• _PROBLEM TO WORK ON_: Omit every picture and return the rest of the data unaltered.
....
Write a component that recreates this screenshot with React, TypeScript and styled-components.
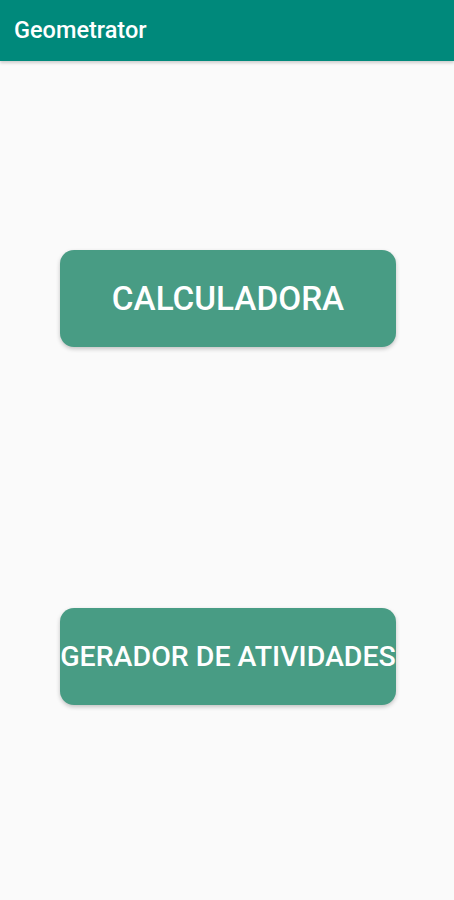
import React from "react";
import styled, { createGlobalStyle } from "styled-components";

const GlobalStyle = createGlobalStyle`
  html, body {
    margin: 0;
    padding: 0;
    background: #fafafa;
    font-family: Roboto, "Noto Sans", sans-serif;
  }
`;

const Screen = styled.div`
  width: 454px;
  height: 900px;
  background: #fafafa;
  display: flex;
  flex-direction: column;
`;

const AppBar = styled.header`
  height: 61px;
  background: #00897b;
  display: flex;
  align-items: center;
  padding: 0 14px;
  box-shadow: 0 2px 3px rgba(0, 0, 0, 0.18);
  box-sizing: border-box;
`;

const Title = styled.h1`
  margin: 0;
  margin-top: -2px;
  color: #ffffff;
  font-size: 23.5px;
  font-weight: 500;
`;

const Content = styled.main`
  display: flex;
  flex-direction: column;
  align-items: center;
  padding-top: 189px;
  padding-left: 2px;
  gap: 261px;
`;

const MenuButton = styled.button<{ $size: number }>`
  width: 336px;
  height: 97px;
  border: none;
  border-radius: 14px;
  background: #489c84;
  color: #ffffff;
  font-family: Roboto, "Noto Sans", sans-serif;
  font-size: ${(p) => p.$size}px;
  font-weight: 500;
  padding: 0;
  white-space: nowrap;
  display: flex;
  align-items: center;
  justify-content: center;
  box-shadow: 0 2px 4px rgba(0, 0, 0, 0.22);
  cursor: pointer;
`;

export default function App() {
  return (
    <Screen>
      <GlobalStyle />
      <AppBar>
        <Title>Geometrator</Title>
      </AppBar>
      <Content>
        <MenuButton $size={33.3}>CALCULADORA</MenuButton>
        <MenuButton $size={28.5}>GERADOR DE ATIVIDADES</MenuButton>
      </Content>
    </Screen>
  );
}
....
• _RESPONSE TO THE TASK_:
Write a component that recreates this screenshot with React, TypeScript and styled-components.
import React from "react";
import styled, { createGlobalStyle } from "styled-components";

const GlobalStyle = createGlobalStyle`
  html, body {
    margin: 0;
    padding: 0;
    background: #fafafa;
    font-family: Roboto, "Noto Sans", sans-serif;
  }
`;

const Screen = styled.div`
  width: 454px;
  height: 900px;
  background: #fafafa;
  display: flex;
  flex-direction: column;
`;

const AppBar = styled.header`
  height: 61px;
  background: #00897b;
  display: flex;
  align-items: center;
  padding: 0 14px;
  box-shadow: 0 2px 3px rgba(0, 0, 0, 0.18);
  box-sizing: border-box;
`;

const Title = styled.h1`
  margin: 0;
  margin-top: -2px;
  color: #ffffff;
  font-size: 23.5px;
  font-weight: 500;
`;

const Content = styled.main`
  display: flex;
  flex-direction: column;
  align-items: center;
  padding-top: 189px;
  padding-left: 2px;
  gap: 261px;
`;

const MenuButton = styled.button<{ $size: number }>`
  width: 336px;
  height: 97px;
  border: none;
  border-radius: 14px;
  background: #489c84;
  color: #ffffff;
  font-family: Roboto, "Noto Sans", sans-serif;
  font-size: ${(p) => p.$size}px;
  font-weight: 500;
  padding: 0;
  white-space: nowrap;
  display: flex;
  align-items: center;
  justify-content: center;
  box-shadow: 0 2px 4px rgba(0, 0, 0, 0.22);
  cursor: pointer;
`;

export default function App() {
  return (
    <Screen>
      <GlobalStyle />
      <AppBar>
        <Title>Geometrator</Title>
      </AppBar>
      <Content>
        <MenuButton $size={33.3}>CALCULADORA</MenuButton>
        <MenuButton $size={28.5}>GERADOR DE ATIVIDADES</MenuButton>
      </Content>
    </Screen>
  );
}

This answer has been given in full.